On retrouve dans ce poème la panoplie nécessaire pour écrire au temps de l’Antiquité : une pierre ponce (la pierre poreuse semblable à une éponge) qui servait à préparer le support, parchemin ou papyrus ; une mine de plomb et une règle qui servaient à tracer des lignes, de l’encre composée de suie dissoute dans de l’eau de gomme, une éponge qui jouait le rôle de gomme pour effacer l’encre encore humide, des roseaux taillés en biseau et un canif.
L’usage d’un secrétaire, professionnel de l’écriture, était une chose courante dans l’Antiquité et il est quasiment certain que Paul lui-même ait fait appel à l’un d’entre eux, notamment pour rédiger l’épître aux Romains puisqu’on lit en Rm 22, 16 « je vous salue dans le Seigneur, moi Tertius, qui ait écrit cette lettre ».
Il existait trois cas de figure : soit le client dictait son texte au scribe qui prenait des notes à la volée.

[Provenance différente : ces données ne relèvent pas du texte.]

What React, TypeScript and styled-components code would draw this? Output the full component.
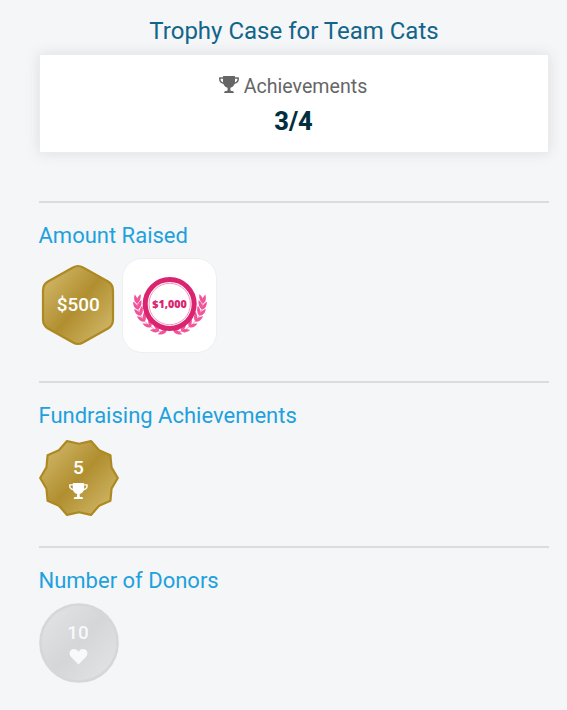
import React from "react";
import styled, { createGlobalStyle } from "styled-components";

const GlobalStyle = createGlobalStyle`
  *, *::before, *::after { box-sizing: border-box; }
  body { margin: 0; background: #f4f6f8; font-family: Roboto, sans-serif; }
`;

const Page = styled.main`
  min-height: 710px;
  padding: 16px 18px 0 39px;
  overflow: hidden;
`;

const Title = styled.h1`
  margin: 0;
  height: 38px;
  font-size: 24px;
  line-height: 30px;
  font-weight: 400;
  text-align: center;
  white-space: nowrap;
  color: #12658a;
`;

const Summary = styled.section`
  display: flex;
  flex-direction: column;
  align-items: center;
  height: 99px;
  padding-top: 20px;
  background: #fff;
  border: 1px solid #ececee;
  box-shadow: 0 0 14px rgba(0, 0, 0, 0.1);
`;

const SummaryLabel = styled.div`
  display: flex;
  align-items: flex-start;
  gap: 5px;
  height: 24px;
  padding-right: 2px;
  font-size: 19.6px;
  line-height: 23px;
  color: #666;
`;

const SummaryValue = styled.div`
  margin-top: 7px;
  padding-right: 1px;
  font-size: 25.4px;
  line-height: 30px;
  font-weight: 800;
  color: #022f40;
`;

const Group = styled.section<{ $height: number; $first?: boolean }>`
  height: ${(p) => p.$height}px;
  margin-top: ${(p) => (p.$first ? 48 : 0)}px;
  border-top: 2px solid #dadcde;
`;

const GroupTitle = styled.h2`
  margin: 0 0 0 -0.5px;
  padding-top: 18px;
  font-size: 22px;
  line-height: 30px;
  font-weight: 400;
  white-space: nowrap;
  color: #1ea1dc;
`;

const Badges = styled.div`
  display: flex;
  align-items: center;
  gap: 4px;
  padding-top: 7px;
`;

const Art = styled.svg`
  display: block;
  flex: none;
  overflow: visible;
  font-family: Roboto, sans-serif;
`;

const Tile = styled.div`
  display: flex;
  align-items: center;
  justify-content: center;
  width: 95px;
  height: 95px;
  background: #fff;
  border: 1px solid #eeeff1;
  border-radius: 20px;
`;

const TrophyShape = ({ color }: { color: string }) => (
  <g>
    <path
      d="M4.500 2H.8v1.300C.8 5.500 2.600 7 5.500 7.300M15.500 2h3.700v1.300C19.200 5.500 17.400 7 14.500 7.300"
      fill="none" stroke={color} strokeWidth="1.500" strokeLinejoin="round"
    />
    <path
      d="M4.400 0H15.600Q16 0 16 .6V5.500C16 8.700 14.200 11 11.400 11.700V14Q11.400 15 12.700 15H13.700Q14.900 15.300 14.900 17H5.100Q5.100 15.300 6.300 15H7.300Q8.600 15 8.600 14V11.700C5.800 11 4 8.700 4 5.500V.6Q4 0 4.400 0Z"
      fill={color}
    />
  </g>
);

const Trophy = () => (
  <Art width="20" height="18" viewBox="0 -1 20 18">
    <TrophyShape color="#666" />
  </Art>
);

const Metal = ({ id, light, dark }: { id: string; light: string; dark: string }) => (
  <linearGradient id={id} x1="0.05" y1="0.1" x2="0.95" y2="0.9">
    <stop offset="0" stopColor={light} />
    <stop offset="0.5" stopColor={dark} />
    <stop offset="1" stopColor={light} />
  </linearGradient>
);

const HexBadge = () => (
  <Art width="79" height="82" viewBox="0 1 79 82">
    <defs><Metal id="hex-metal" light="#d1b768" dark="#b18f30" /></defs>
    <path
      d="M34 3.500Q39 .5 44 3.500L69 17.500Q74 20.500 74 26.500V55.500Q74 61.500 69 64.500L44 78.500Q39 81.500 34 78.500L9 64.500Q4 61.500 4 55.500V26.500Q4 20.500 9 17.500Z"
      fill="url(#hex-metal)" stroke="#ad8922" strokeWidth="2.200"
    />
    <text x="39.300" y="47" fontSize="18.900" fontWeight="500" fill="#fff" textAnchor="middle">$500</text>
  </Art>
);

const starPoints = Array.from({ length: 20 }, (_, i) => {
  const r = i % 2 ? 34.2 : 38.8;
  const a = (i * Math.PI) / 10;
  return `${(40 + r * Math.cos(a)).toFixed(2)},${(40 + r * Math.sin(a)).toFixed(2)}`;
}).join(" ");

const StarBadge = () => (
  <Art width="80" height="80" viewBox="0 0 80 80">
    <defs><Metal id="star-metal" light="#d1b768" dark="#b18f30" /></defs>
    <polygon points={starPoints} fill="url(#star-metal)" stroke="#ad8922" strokeWidth="2.200" strokeLinejoin="round" />
    <text x="39.500" y="36" fontSize="19" fontWeight="500" fill="#fff" textAnchor="middle">5</text>
    <g transform="translate(30 45) scale(.94)"><TrophyShape color="#fff" /></g>
  </Art>
);

const DonorBadge = () => (
  <Art width="80" height="80" viewBox="0 0 80 80">
    <defs><Metal id="donor-metal" light="#e2e3e4" dark="#d4d6d7" /></defs>
    <circle cx="40" cy="40" r="38.500" fill="url(#donor-metal)" stroke="#d5d7d9" strokeWidth="2.600" />
    <text x="39" y="36" fontSize="18.800" fontWeight="500" fill="#f8f9fb" textAnchor="middle">10</text>
    <path d="M39.500 61.500L32.300 54.300C28.500 50.100 31.500 46 35 46c2 0 3.500 1.200 4.500 2.700C40.500 47.200 42 46 44 46c3.500 0 6.500 4.100 2.700 8.300Z" fill="#f8f9fb" />
  </Art>
);

const leafPath = "M0 0C-3 -2 -3 -6 0 -10C2.500 -6 2.500 -2 0 0Z";

/* Each stem node carries an outward and an inward leaf: x, y, outer angle, inner angle. */
const leafNodes = [
  [4, 27.500, -14, 22],
  [5, 33.500, -32, 20],
  [7.500, 39.500, -44, 10],
  [11.500, 45.500, -56, 0],
  [18, 51, -68, -12],
  [26, 55, -84, -32],
  [33.500, 55, -110, -58],
];

const Laurel = () => (
  <g fill="#f0559a">
    <path d="M4 26Q4.500 40 16 49.500T34 54" fill="none" stroke="#f0559a" strokeWidth=".6" />
    {leafNodes.map(([x, y, outer, inner]) => (
      <g key={x} transform={`translate(${x} ${y})`}>
        <path d={leafPath} transform={`rotate(${outer}) scale(.8 .92)`} />
        <path d={leafPath} transform={`rotate(${inner}) scale(.8 1)`} />
      </g>
    ))}
  </g>
);

const LaurelBadge = () => (
  <Art width="74" height="60" viewBox="0 0 74 60">
    <Laurel />
    <g transform="translate(74 0) scale(-1 1)"><Laurel /></g>
    <circle cx="36.700" cy="28" r="24.500" fill="#fff" stroke="#da246f" strokeWidth="5" />
    <circle cx="36.700" cy="28" r="20.700" fill="none" stroke="#f08bb5" strokeWidth=".9" />
    <text x="36.500" y="31.500" fontFamily="Open Sans" fontSize="10.700" fontWeight="800" fill="#da246f" textAnchor="middle">$1,000</text>
  </Art>
);

export default function App() {
  return (
    <>
      <GlobalStyle />
      <Page>
        <Title>Trophy Case for Team Cats</Title>
        <Summary>
          <SummaryLabel><Trophy />Achievements</SummaryLabel>
          <SummaryValue>3/4</SummaryValue>
        </Summary>
        <Group $height={180} $first>
          <GroupTitle>Amount Raised</GroupTitle>
          <Badges><HexBadge /><Tile><LaurelBadge /></Tile></Badges>
        </Group>
        <Group $height={165}>
          <GroupTitle>Fundraising Achievements</GroupTitle>
          <Badges><StarBadge /></Badges>
        </Group>
        <Group $height={164}>
          <GroupTitle>Number of Donors</GroupTitle>
          <Badges><DonorBadge /></Badges>
        </Group>
      </Page>
    </>
  );
}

Soit le scribe maitrisait la tachygraphie, technique de prise de note simplifiée pour ne pas ralentir la diction ; l’ancêtre de la sténographie. Soit encore le client laissait au rédacteur le soin de composer la lettre à partir de quelques idées.
Comment Paul a-t-il procédé ? Difficile à dire, mais on sait en tout cas que plusieurs semaines auraient été nécessaires pour rédiger la lettre aux Romains si Paul avait utilisé la méthode syllabe par syllabe, compte tenu des difficultés de l’écriture sur les roseaux et de la longueur de la lettre.